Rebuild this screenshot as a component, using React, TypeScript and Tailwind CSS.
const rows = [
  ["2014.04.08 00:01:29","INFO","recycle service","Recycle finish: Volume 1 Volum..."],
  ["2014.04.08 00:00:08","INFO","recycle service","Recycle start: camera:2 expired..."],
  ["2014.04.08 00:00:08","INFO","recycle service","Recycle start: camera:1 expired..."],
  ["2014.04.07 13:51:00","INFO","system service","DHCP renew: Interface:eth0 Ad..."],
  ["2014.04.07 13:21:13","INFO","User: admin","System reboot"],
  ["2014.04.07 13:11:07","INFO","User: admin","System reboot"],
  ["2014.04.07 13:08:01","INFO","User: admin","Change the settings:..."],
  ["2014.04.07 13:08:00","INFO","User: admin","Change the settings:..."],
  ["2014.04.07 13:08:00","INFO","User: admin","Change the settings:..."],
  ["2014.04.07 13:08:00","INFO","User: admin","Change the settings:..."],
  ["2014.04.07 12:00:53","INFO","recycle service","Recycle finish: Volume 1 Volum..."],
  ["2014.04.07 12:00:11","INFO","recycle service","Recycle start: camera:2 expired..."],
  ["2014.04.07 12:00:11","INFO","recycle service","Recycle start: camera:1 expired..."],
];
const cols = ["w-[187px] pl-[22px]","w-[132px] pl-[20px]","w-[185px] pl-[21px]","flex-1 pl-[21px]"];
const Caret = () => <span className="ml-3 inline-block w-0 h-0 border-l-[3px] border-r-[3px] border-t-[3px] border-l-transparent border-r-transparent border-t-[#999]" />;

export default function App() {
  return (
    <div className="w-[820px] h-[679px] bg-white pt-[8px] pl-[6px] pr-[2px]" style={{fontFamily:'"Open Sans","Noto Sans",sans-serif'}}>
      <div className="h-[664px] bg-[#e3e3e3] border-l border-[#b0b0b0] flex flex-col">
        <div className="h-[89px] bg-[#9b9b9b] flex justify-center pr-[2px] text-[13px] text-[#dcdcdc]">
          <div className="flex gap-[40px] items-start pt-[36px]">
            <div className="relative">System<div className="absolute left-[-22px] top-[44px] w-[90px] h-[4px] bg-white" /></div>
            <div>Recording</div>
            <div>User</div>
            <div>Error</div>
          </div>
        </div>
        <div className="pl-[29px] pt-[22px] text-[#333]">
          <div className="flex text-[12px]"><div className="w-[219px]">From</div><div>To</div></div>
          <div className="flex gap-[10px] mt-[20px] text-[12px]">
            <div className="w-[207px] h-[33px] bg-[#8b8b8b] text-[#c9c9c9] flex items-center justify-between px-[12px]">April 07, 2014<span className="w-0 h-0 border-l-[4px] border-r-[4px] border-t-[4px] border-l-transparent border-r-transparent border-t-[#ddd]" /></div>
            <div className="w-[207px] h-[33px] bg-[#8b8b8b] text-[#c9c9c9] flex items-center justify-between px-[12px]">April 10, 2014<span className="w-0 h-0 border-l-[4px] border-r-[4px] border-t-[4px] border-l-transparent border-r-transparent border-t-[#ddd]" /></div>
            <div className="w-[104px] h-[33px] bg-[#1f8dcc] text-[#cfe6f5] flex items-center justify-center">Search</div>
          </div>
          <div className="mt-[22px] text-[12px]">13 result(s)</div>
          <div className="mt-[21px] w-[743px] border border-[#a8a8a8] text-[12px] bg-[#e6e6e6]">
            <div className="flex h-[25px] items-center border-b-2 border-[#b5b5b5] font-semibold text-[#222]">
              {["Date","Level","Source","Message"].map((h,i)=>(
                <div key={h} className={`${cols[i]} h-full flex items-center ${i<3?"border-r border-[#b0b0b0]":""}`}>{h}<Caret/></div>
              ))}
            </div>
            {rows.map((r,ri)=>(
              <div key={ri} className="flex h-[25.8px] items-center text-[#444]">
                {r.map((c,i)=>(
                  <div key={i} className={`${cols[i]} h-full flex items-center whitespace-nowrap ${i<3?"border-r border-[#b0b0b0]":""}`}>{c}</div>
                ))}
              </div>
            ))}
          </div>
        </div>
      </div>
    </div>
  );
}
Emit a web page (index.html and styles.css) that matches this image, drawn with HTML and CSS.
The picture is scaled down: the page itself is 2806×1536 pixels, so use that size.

========================

• EXERCISE DETAILS:
Extract every line from the one containing "Emit a web page" through the last line of the data, inclusive, exactly as written.

• TASK SOLUTION:
Emit a web page (index.html and styles.css) that matches this image, drawn with HTML and CSS.
The picture is scaled down: the page itself is 2806×1536 pixels, so use that size.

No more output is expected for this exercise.